Al-Fil menegaskan bahwa sejarah tunduk pada hukum moral Ilahi. Ada siklus kenaikan dan kejatuhan peradaban yang didasarkan pada keadilan, bukan semata-mata kekuatan militer. Kekuatan yang dibangun di atas kesombongan dan penindasan pasti akan runtuh, seolah-olah dimakan oleh ulat, meninggalkan bekas kehancuran yang tak berharga.
Setiap kali kita menghadapi ketidakadilan yang terasa begitu besar, *Alam Tarakaifa* adalah penegasan bahwa Tuhan tidak pernah lalai. Kehancuran tiran mungkin tidak terjadi seketika, tetapi kepastiannya adalah mutlak, sebuah janji yang tertulis dalam sejarah Tahun Gajah.
Surat Al-Fil, meskipun singkat, adalah salah satu narasi paling padat dan paling kuat dalam Al-Qur'an. Ini adalah kisah yang menegaskan identitas Makkah, mempersiapkan landasan bagi Islam, dan mendefinisikan hubungan antara kekuatan fana manusia dengan kuasa abadi Tuhan. Pertanyaan retoris Alam Tarakaifa, "Tidakkah kamu perhatikan...", adalah pertanyaan abadi yang ditujukan kepada setiap generasi.

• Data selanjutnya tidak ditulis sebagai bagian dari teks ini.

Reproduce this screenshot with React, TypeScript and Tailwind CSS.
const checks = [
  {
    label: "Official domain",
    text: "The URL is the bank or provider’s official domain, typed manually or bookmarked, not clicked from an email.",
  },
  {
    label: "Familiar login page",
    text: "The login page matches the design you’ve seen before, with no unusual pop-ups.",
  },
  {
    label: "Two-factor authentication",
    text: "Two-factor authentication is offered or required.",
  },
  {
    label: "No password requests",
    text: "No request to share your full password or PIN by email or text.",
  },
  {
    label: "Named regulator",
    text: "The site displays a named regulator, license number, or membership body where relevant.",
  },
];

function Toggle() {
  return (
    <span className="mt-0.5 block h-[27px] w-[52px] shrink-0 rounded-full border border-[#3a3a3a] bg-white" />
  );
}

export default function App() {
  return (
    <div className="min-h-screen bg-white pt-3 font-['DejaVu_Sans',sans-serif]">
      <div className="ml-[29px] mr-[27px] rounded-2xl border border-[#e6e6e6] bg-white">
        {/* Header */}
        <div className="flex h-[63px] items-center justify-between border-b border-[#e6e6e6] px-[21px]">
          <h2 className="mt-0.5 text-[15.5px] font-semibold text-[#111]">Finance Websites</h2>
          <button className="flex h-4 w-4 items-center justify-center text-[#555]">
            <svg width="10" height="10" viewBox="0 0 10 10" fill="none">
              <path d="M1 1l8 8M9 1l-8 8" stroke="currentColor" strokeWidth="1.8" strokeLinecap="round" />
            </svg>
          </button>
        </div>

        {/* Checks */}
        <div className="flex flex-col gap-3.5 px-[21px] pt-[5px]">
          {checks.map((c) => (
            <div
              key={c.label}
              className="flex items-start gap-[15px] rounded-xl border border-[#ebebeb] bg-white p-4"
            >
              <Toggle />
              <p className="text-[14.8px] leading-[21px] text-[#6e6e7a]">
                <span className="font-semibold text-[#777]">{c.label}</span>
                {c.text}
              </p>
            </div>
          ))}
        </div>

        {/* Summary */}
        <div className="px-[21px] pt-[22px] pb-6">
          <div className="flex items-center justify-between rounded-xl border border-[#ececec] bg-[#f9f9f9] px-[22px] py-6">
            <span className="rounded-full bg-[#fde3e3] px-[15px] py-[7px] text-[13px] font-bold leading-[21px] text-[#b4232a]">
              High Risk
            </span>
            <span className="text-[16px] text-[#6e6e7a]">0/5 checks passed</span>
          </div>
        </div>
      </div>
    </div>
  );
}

Peristiwa Tahun Gajah bukan hanya catatan kaki sejarah; ia adalah mukjizat yang hidup yang mendemonstrasikan bahwa pertahanan sejati bukanlah benteng batu, tetapi kehendak dan perlindungan Ilahi. Ketika Abrahah dan pasukannya tiba dengan ambisi untuk mengubah sejarah, mereka justru menjadi katalisator bagi sejarah yang lebih besar. Kehancuran mereka membersihkan debu-debu kesombongan dari padang pasir, membuka jalan bagi kelahiran sang Rasul dan risalah rahmatan lil 'alamin.

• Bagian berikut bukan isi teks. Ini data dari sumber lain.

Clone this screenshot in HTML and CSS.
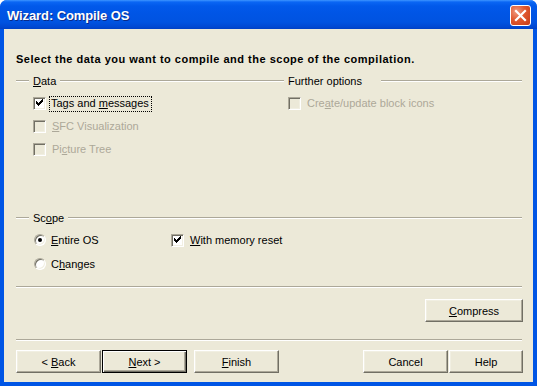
FILE: index.html
```html
<!DOCTYPE html>
<html>
<head>
<meta charset="utf-8">
<link rel="stylesheet" href="styles.css">
</head>
<body>
<div class="window">
  <div class="titlebar">
    <span class="title">Wizard: Compile OS</span>
    <span class="close"><svg width="13" height="13" viewBox="0 0 13 13"><path d="M2 2 L11 11 M11 2 L2 11" stroke="#fff" stroke-width="2.2" stroke-linecap="square"/></svg></span>
  </div>
  <div class="client">
    <div class="heading">Select the data you want to compile and the scope of the compilation.</div>
    <div class="groups">
      <div class="group data">
        <div class="ghead"><span class="lead"></span><span class="glabel"><u>D</u>ata</span><span class="tail"></span></div>
        <div class="row"><span class="cb checked"></span><span class="lbl focus">Tags and <u>m</u>essages</span></div>
        <div class="row disabled"><span class="cb"></span><span class="lbl"><u>S</u>FC Visualization</span></div>
        <div class="row disabled"><span class="cb"></span><span class="lbl">Pi<u>c</u>ture Tree</span></div>
      </div>
      <div class="group further">
        <div class="ghead"><span class="lead"></span><span class="glabel">Further options</span><span class="tail gap"></span></div>
        <div class="row disabled"><span class="cb"></span><span class="lbl">Cre<u>a</u>te/update block icons</span></div>
      </div>
    </div>
    <div class="ghead scope"><span class="lead"></span><span class="glabel">Sc<u>o</u>pe</span><span class="tail"></span></div>
    <div class="scopegrid">
      <div class="row radrow"><span class="rb on"></span><span class="lbl"><u>E</u>ntire OS</span></div>
      <div class="row"><span class="cb checked"></span><span class="lbl"><u>W</u>ith memory reset</span></div>
      <div class="row radrow"><span class="rb"></span><span class="lbl">C<u>h</u>anges</span></div>
    </div>
    <div class="sep sep1"></div>
    <div class="compress-row"><button class="btn compress"><u>C</u>ompress</button></div>
    <div class="sep sep2"></div>
    <div class="buttons">
      <button class="btn"><span>&lt; <u>B</u>ack</span></button>
      <button class="btn default"><span><u>N</u>ext &gt;</span></button>
      <button class="btn finish"><span><u>F</u>inish</span></button>
      <span class="spacer"></span>
      <button class="btn"><span>Cancel</span></button>
      <button class="btn help"><span>Help</span></button>
    </div>
  </div>
</div>
</body>
</html>
```

FILE: styles.css
```css
html, body {
  margin: 0;
  padding: 0;
  background: #ffffff;
}
body {
  width: 537px;
  height: 386px;
  overflow: hidden;
  font-family: "Liberation Sans", Arial, sans-serif;
  font-size: 11px;
  color: #000;
}
.window {
  width: 537px;
  height: 386px;
  display: flex;
  flex-direction: column;
  border-radius: 7px 7px 0 0;
  overflow: hidden;
  background: #0055e5;
}
.titlebar {
  height: 29px;
  flex: none;
  display: flex;
  align-items: center;
  justify-content: space-between;
  padding: 0 6px 0 7px;
  background: linear-gradient(#3d95ff 0px, #0a66f4 2px, #0159ea 6px, #0055e5 14px, #0053e1 22px, #0048d2 27px, #0040c4 29px);
}
.title {
  color: #fff;
  font-weight: bold;
  font-size: 13px;
  letter-spacing: -0.1px;
  text-shadow: 1px 1px 0 #0a2a88;
  margin-top: 1px;
}
.close {
  width: 19px;
  height: 19px;
  border: 1px solid #fff;
  border-radius: 3px;
  background: radial-gradient(circle at 30% 30%, #f09a80 0%, #e0582f 45%, #c53a16 100%);
  display: flex;
  align-items: center;
  justify-content: center;
  margin-top: 1px;
}
.client {
  flex: 1;
  background: #ece9d8;
  margin: 0 4px 4px 4px;
  padding: 23px 11px 0 12px;
  display: flex;
  flex-direction: column;
}
.heading {
  font-weight: bold;
  height: 14px;
  line-height: 14px;
  letter-spacing: 0.5px;
}
.groups {
  display: flex;
  margin-top: 8px;
}
.group.data { width: 255px; }
.group.further { flex: 1; }
.ghead {
  display: flex;
  align-items: center;
  height: 14px;
}
.lead, .tail, .sep {
  height: 0;
  border-top: 1px solid #aca899;
  border-bottom: 1px solid #ffffff;
}
.lead { width: 13px; flex: none; }
.tail { flex: 1; }
.tail.gap { margin-left: 15px; }
.glabel {
  padding: 0 4px;
  line-height: 14px;
}
.row {
  height: 23px;
  display: flex;
  align-items: center;
  padding-left: 17px;
}
.group .ghead + .row { margin-top: 4px; }
.cb {
  width: 13px;
  height: 13px;
  box-sizing: border-box;
  flex: none;
  background: #fff;
  border-top: 1px solid #aca899;
  border-left: 1px solid #aca899;
  border-right: 1px solid #fff;
  border-bottom: 1px solid #fff;
  box-shadow: inset 1px 1px 0 #716f64, inset -1px -1px 0 #f1efe2;
  position: relative;
}
.cb.checked::after {
  content: "";
  position: absolute;
  left: 2px;
  top: 1px;
  width: 7px;
  height: 7px;
  background: url("data:image/svg+xml;utf8,<svg xmlns='http://www.w3.org/2000/svg' width='7' height='7'><path d='M0 2h1v1h1v1h1V3h1V2h1V1h1V0h1v3h-1v1h-1v1h-1v1h-1v1h-1V6H1V5H0z' fill='black'/></svg>") no-repeat;
}
.disabled .cb { background: #ece9d8; }
.disabled .lbl { color: #aca899; }
.lbl {
  margin-left: 5px;
  line-height: 13px;
  padding: 0 1px;
}
.lbl.focus {
  outline: 1px dotted #000;
  outline-offset: 0;
  margin-left: 4px;
  padding: 0 2px 1px 1px;
}
.ghead.scope { margin-top: 50px; }
.scopegrid {
  display: grid;
  grid-template-columns: 155px 1fr;
  margin-top: 3px;
}
.scopegrid .row { height: 24px; }
.scopegrid .row + .row { padding-left: 0; }
.scopegrid .row.radrow { padding-left: 17px; }
.rb {
  width: 12px;
  height: 12px;
  border-radius: 50%;
  flex: none;
  box-sizing: border-box;
  background: #fff;
  border: 1px solid;
  border-color: #aca899 #fff #fff #aca899;
  box-shadow: inset 1px 1px 0 #716f64, inset -1px -1px 0 #f1efe2;
  position: relative;
  margin-left: 1px;
}
.rb.on::after {
  content: "";
  position: absolute;
  left: 3px;
  top: 3px;
  width: 4px;
  height: 4px;
  border-radius: 50%;
  background: #000;
}
.radrow .lbl { margin-left: 4px; }
.sep { flex: none; }
.sep1 { margin-top: 10px; }
.sep2 { margin-top: 17px; }
.compress-row {
  display: flex;
  justify-content: flex-end;
  margin-top: 11px;
  margin-right: -1px;
}
.btn {
  font-family: "Liberation Sans", Arial, sans-serif;
  font-size: 11px;
  color: #000;
  height: 23px;
  width: 85px;
  background: #ece9d8;
  border: 1px solid;
  border-color: #fff #716f64 #716f64 #fff;
  box-shadow: inset -1px -1px 0 #aca899, inset 1px 1px 0 #f1efe2;
  padding: 0;
  margin: 0;
  box-sizing: border-box;
  display: flex;
  align-items: center;
  justify-content: center;
}
.btn.compress { width: 98px; }
.btn.default {
  border: 1px solid #000;
  box-shadow: inset 1px 1px 0 #fff, inset -1px -1px 0 #716f64, inset -2px -2px 0 #aca899;
}
.buttons {
  display: flex;
  margin-top: 9px;
  gap: 1px;
  margin-right: -1px;
}
.btn.finish { margin-left: 6px; }
.spacer { flex: 1; }
.btn.help { width: 74px; }
u { text-decoration-thickness: 1px; text-underline-offset: 1px; }
```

Pelajaran dari Al-Fil adalah janji bahwa tidak ada kekuatan di bumi yang dapat menghancurkan kebenaran atau menghentikan takdir yang telah ditetapkan oleh Allah. Bagi umat beriman, kisah ini adalah sumber ketenangan, penegasan bahwa pada akhirnya, tipu daya para tiran akan selalu menjadi 'Aṣf Ma'kūl'—jerami yang tak berguna, dimakan habis oleh ketetapan langit. Sebagaimana Tuhan melindungi Rumah-Nya, Dia juga akan melindungi mereka yang mencari perlindungan di bawah naungan kuasa-Nya.